Diese "Diskrepanz zwischen Ankündigungen und politischer Praxis" führte zunehmend zu einem Vertrauensverlust (455). Die Aktivitäten der von der Regierung initiierten politischen Monopolorganisation der "Vaterländischen Front" als Stütze eines relativ instabilen Regimes erwiesen sich als zu wenig nachhaltig, um eine "dynamische Massenbasis" zu schaffen (147). Das galt auch für das als große Freizeitorganisation angedachte "Frontwerk 'Neues Leben'", dessen Arbeitsgebiete unter anderem Film und Radio, das Bildungswesen, Reisen und Volkskultur umfassten (445). In zwei weiteren Kapiteln richtet sich der Fokus zunächst auf die "folgenreichen Außenbeziehungen und Außenbindungen" zum einen zum faschistischen Italien, zum anderen zum nationalsozialistischen Deutschland, um - daran anknüpfend - in der Folge den "Anschluss" "von innen" wie "von außen" zu thematisieren. Die Beziehungen zu den beiden Nachbarstaaten waren von den Bemühungen um die Lösung politischer und wirtschaftlicher Fragen geprägt, die, so Tálos, für den Bestand und die Absicherung des Herrschaftssystems zentral waren, sich aber am Ende als unwirksam erwiesen (491).
Im Zentrum des letzten Abschnitts - schlicht als "Abschluss" betitelt - findet sich die Begründung für die Verwendung des in der Forschung kontrovers diskutierten Begriffs "Austrofaschismus" zur Bezeichnung der Dollfuß-Schuschnigg-Ära (585 f.). Tálos rückt den Terminus in Abgrenzung zu anderen gängigen Begriffen (Diktatur, autoritäres Regime, autoritärer Staat) in die Nähe des italienischen Faschismus und des Nationalsozialismus ("deutscher Faschismus") (586).

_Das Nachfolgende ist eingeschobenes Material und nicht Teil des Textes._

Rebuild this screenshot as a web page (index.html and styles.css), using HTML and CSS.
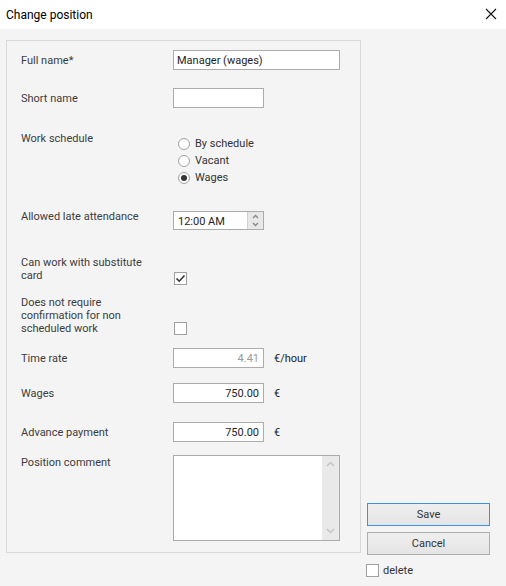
FILE: index.html
```html
<!DOCTYPE html>
<html>
<head>
<meta charset="utf-8">
<link rel="stylesheet" href="styles.css">
</head>
<body>
<div class="window">
  <div class="titlebar">
    <span class="title">Change position</span>
    <svg class="close" width="12" height="12" viewBox="0 0 12 12"><path d="M1 1 L11 11 M11 1 L1 11" stroke="#111" stroke-width="1.1" fill="none"/></svg>
  </div>
  <div class="content">
    <div class="panel">
      <div class="form">
        <div class="label mid">Full name*</div>
        <div class="ctl"><div class="input wide">Manager (wages)</div></div>

        <div class="label mid">Short name</div>
        <div class="ctl"><div class="input short"></div></div>

        <div class="label">Work schedule</div>
        <div class="ctl">
          <div class="radios">
            <div class="radio"><span class="circle"></span>By schedule</div>
            <div class="radio"><span class="circle"></span>Vacant</div>
            <div class="radio"><span class="circle on"></span>Wages</div>
          </div>
        </div>

        <div class="label">Allowed late attendance</div>
        <div class="ctl">
          <div class="spin">
            <span class="spin-text">12:00 AM</span>
            <span class="spin-btns">
              <svg width="15" height="17" viewBox="0 0 15 17"><path d="M5 6 L7.5 3.5 L10 6" stroke="#8a8a8a" stroke-width="1.4" fill="none"/><path d="M5 11 L7.5 13.5 L10 11" stroke="#8a8a8a" stroke-width="1.4" fill="none"/></svg>
            </span>
          </div>
        </div>

        <div class="label">Can work with substitute<br>card</div>
        <div class="ctl"><span class="check cb1"><svg width="11" height="11" viewBox="0 0 11 11"><path d="M1.5 5.5 L4.2 8.2 L9.5 2.5" stroke="#333" stroke-width="1.6" fill="none"/></svg></span></div>

        <div class="label">Does not require<br>confirmation for non<br>scheduled work</div>
        <div class="ctl"><span class="check cb2"></span></div>

        <div class="label mid">Time rate</div>
        <div class="ctl row"><div class="input short num dim">4.41</div><span class="unit">€/hour</span></div>

        <div class="label mid">Wages</div>
        <div class="ctl row"><div class="input short num">750.00</div><span class="unit">€</span></div>

        <div class="label mid">Advance payment</div>
        <div class="ctl row"><div class="input short num">750.00</div><span class="unit">€</span></div>

        <div class="label">Position comment</div>
        <div class="ctl">
          <div class="memo">
            <div class="memo-area"></div>
            <div class="memo-bar">
              <svg width="17" height="84" viewBox="0 0 17 84"><path d="M5 10 L8.5 6.5 L12 10" stroke="#c4c4c4" stroke-width="1.5" fill="none"/><path d="M5 73 L8.5 76.5 L12 73" stroke="#c4c4c4" stroke-width="1.5" fill="none"/></svg>
            </div>
          </div>
        </div>
      </div>
    </div>
    <div class="side">
      <div class="btn primary">Save</div>
      <div class="btn">Cancel</div>
      <div class="del"><span class="check"></span>delete</div>
    </div>
  </div>
</div>
</body>
</html>
```

FILE: styles.css
```css
html, body {
  margin: 0;
  padding: 0;
}
body {
  width: 506px;
  height: 586px;
  background: #f4f4f4;
  font-family: Roboto, "Noto Sans", sans-serif;
  font-size: 11px;
  color: #3c3c3c;
  overflow: hidden;
}
.window {
  width: 506px;
  height: 586px;
}
.titlebar {
  height: 29px;
  background: #ffffff;
  display: flex;
  align-items: center;
  justify-content: space-between;
  padding: 0 9px 0 6px;
  box-sizing: border-box;
}
.title {
  color: #000;
  font-size: 12px;
}
.close {
  display: block;
  margin-top: -1px;
}
.content {
  display: flex;
  align-items: flex-end;
  padding: 11px 0 0 6px;
}
.panel {
  width: 355px;
  height: 513px;
  box-sizing: border-box;
  border: 1px solid #d9d9d9;
  padding: 9px 0 0 14px;
  margin-bottom: 33px;
}
.form {
  display: grid;
  grid-template-columns: 152px 1fr;
  grid-template-rows: 38px 43px 78px 46px 40px 53px 35px 39px 33px 86px;
}
.label {
  line-height: 13px;
  padding-top: 1px;
  white-space: nowrap;
}
.label.mid {
  line-height: 20px;
}
.ctl {
  display: block;
}
.ctl.row {
  display: flex;
  align-items: center;
  height: 20px;
}
.input {
  height: 20px;
  box-sizing: border-box;
  border: 1px solid #acacac;
  background: #fff;
  line-height: 17px;
  padding: 1px 3px 0;
  color: #1e1e1e;
  white-space: nowrap;
}
.input.wide { width: 167px; }
.input.short { width: 91px; }
.input.num { text-align: right; padding-right: 4px; }
.input.dim { color: #9a9a9a; }
.unit {
  margin-left: 10px;
  padding-top: 1px;
  color: #222;
}
.radios {
  padding-top: 4px;
}
.radio {
  height: 17px;
  display: flex;
  align-items: center;
  color: #333;
}
.circle {
  width: 12px;
  height: 12px;
  box-sizing: border-box;
  border: 1px solid #a3a3a3;
  border-radius: 50%;
  background: #fff;
  margin: 0 5px 0 5px;
  display: flex;
  align-items: center;
  justify-content: center;
}
.circle.on::after {
  content: "";
  width: 6px;
  height: 6px;
  border-radius: 50%;
  background: #333;
}
.spin {
  margin-top: 2px;
  width: 91px;
  height: 19px;
  box-sizing: border-box;
  border: 1px solid #acacac;
  background: #fff;
  display: flex;
}
.spin-text {
  flex: 1;
  line-height: 17px;
  padding: 1px 0 0 4px;
  color: #1e1e1e;
}
.spin-btns {
  width: 15px;
  background: #e8e8e8;
  border-left: 1px solid #d0d0d0;
  display: flex;
  align-items: center;
}
.spin-btns svg { display: block; }
.check {
  display: inline-flex;
  align-items: center;
  justify-content: center;
  width: 13px;
  height: 13px;
  box-sizing: border-box;
  border: 1px solid #a0a0a0;
  background: #fff;
}
.cb1 { margin: 17px 0 0 1px; }
.cb2 { margin: 27px 0 0 1px; }
.memo {
  width: 167px;
  height: 86px;
  box-sizing: border-box;
  border: 1px solid #acacac;
  background: #fff;
  display: flex;
}
.memo-area { flex: 1; }
.memo-bar {
  width: 17px;
  background: #e9e9e9;
}
.memo-bar svg { display: block; }
.side {
  margin-left: 6px;
  width: 123px;
  display: flex;
  flex-direction: column;
  padding-bottom: 9px;
}
.btn {
  height: 23px;
  box-sizing: border-box;
  border: 1px solid #adadad;
  background: linear-gradient(#efefef, #e4e4e4);
  text-align: center;
  line-height: 21px;
  color: #333;
  font-size: 11px;
  margin-bottom: 6px;
}
.btn.primary {
  border-color: #3c91e6;
}
.del {
  margin-top: 3px;
  margin-left: -1px;
  display: flex;
  align-items: center;
  height: 13px;
  color: #333;
}
.del .check {
  margin-right: 4px;
}
```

Insgesamt liefert die Publikation neue Erkenntnisse vorrangig mit Blick auf den Stellenwert der "Vaterländischen Front" innerhalb des politischen Systems sowie dessen Unterwanderung - wie im Übrigen auch der staatlichen Stellen - durch Anhänger des Nationalsozialismus. Nicht zu übersehen ist die eine oder andere Redundanz. So findet sich etwa ein Absatz auf Seite 172f. auf Seite 429 wörtlich wieder. Ebenso erscheint ungeachtet vorhandener Schnittstellen die Etikettierung der Dollfuß-Schuschnigg-Ära mit dem Begriff "Austrofaschismus" aufgrund der Inhomogenität des politischen Systems, das sich von jenem des faschistischen Italien oder des totalitären NS-Staates doch deutlich unterschied, als fraglich. Jedenfalls ist die Studie ein Anstoß zu einer weiteren intensiven Auseinandersetzung mit der Geschichte des "autoritären Ständestaates".
Anmerkung:
[1] Emmerich Tálos / Wolfgang Neugebauer (Hgg.): Austrofaschismus. Politik - Ökonomie - Kultur 1933-1938, Wien u. a. 72014.